╭──

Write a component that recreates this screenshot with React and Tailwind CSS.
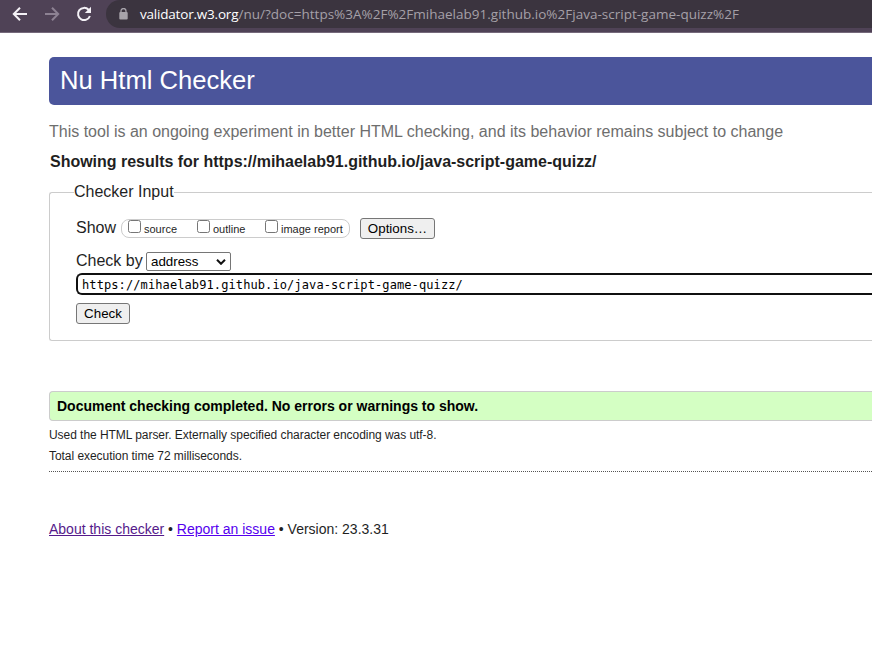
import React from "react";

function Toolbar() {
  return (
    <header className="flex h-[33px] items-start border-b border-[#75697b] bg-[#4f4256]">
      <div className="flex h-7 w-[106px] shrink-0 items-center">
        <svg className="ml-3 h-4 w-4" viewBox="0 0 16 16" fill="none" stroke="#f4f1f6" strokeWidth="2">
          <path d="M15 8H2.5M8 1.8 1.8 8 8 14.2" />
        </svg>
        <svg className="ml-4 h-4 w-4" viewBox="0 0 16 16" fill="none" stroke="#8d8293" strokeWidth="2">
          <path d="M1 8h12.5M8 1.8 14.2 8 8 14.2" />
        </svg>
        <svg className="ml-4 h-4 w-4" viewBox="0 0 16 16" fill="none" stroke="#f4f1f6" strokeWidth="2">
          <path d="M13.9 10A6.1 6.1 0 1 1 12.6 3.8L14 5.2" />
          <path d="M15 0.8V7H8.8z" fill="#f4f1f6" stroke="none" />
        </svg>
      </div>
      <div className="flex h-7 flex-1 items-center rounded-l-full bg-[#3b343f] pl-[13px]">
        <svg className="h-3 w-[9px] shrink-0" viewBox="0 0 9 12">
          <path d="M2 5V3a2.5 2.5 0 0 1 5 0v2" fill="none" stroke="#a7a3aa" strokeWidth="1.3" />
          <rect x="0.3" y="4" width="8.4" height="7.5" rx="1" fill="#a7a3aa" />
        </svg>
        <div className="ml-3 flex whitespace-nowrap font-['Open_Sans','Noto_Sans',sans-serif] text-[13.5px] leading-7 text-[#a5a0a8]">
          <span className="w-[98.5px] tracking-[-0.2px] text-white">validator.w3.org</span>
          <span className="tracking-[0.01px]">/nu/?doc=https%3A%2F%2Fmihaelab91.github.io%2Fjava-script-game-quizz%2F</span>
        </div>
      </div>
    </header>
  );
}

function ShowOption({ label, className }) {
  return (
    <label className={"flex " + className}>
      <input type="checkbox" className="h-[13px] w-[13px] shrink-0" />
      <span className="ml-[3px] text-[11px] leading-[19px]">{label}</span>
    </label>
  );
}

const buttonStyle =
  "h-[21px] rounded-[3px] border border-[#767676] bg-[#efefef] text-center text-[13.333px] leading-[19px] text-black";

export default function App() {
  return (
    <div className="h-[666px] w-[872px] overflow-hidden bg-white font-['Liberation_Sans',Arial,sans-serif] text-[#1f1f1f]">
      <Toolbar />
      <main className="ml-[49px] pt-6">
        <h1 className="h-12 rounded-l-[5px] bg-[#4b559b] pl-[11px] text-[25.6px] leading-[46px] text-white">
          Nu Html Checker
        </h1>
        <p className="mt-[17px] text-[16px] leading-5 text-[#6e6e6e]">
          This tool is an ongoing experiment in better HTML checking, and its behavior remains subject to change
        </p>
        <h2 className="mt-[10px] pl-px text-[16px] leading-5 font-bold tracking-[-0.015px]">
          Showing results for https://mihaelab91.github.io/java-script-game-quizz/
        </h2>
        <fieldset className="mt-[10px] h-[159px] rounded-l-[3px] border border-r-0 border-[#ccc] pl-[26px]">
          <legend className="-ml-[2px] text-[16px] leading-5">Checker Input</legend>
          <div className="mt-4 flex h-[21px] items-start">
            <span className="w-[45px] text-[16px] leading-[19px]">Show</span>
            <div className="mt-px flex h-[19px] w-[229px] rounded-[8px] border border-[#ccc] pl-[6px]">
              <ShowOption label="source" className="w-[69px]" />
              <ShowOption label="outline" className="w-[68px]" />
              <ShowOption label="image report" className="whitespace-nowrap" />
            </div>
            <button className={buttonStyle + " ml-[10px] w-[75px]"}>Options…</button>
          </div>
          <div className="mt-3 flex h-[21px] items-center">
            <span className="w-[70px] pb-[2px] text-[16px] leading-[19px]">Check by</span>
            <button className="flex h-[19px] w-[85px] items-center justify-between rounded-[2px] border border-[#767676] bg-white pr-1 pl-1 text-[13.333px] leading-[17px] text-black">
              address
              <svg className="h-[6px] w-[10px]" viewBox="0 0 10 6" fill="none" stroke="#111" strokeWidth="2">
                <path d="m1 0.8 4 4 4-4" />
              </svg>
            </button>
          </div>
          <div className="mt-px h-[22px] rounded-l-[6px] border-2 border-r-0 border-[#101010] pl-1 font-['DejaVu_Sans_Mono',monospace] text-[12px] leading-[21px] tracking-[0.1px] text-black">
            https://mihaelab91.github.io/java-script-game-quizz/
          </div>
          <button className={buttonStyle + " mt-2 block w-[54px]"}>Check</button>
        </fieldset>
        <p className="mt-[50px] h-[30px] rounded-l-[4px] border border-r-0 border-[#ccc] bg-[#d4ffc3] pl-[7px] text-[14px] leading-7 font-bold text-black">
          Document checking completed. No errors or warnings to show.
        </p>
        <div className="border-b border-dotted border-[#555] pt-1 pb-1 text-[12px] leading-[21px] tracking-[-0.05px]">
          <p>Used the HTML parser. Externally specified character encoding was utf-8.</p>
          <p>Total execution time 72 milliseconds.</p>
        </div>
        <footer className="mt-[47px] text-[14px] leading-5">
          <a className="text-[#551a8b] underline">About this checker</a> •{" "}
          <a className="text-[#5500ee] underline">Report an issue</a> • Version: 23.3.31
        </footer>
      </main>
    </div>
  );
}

╰──

What you need to do> Copy all lines from the listing that contain "React".

Written response>
Write a component that recreates this screenshot with React and Tailwind CSS.
import React from "react";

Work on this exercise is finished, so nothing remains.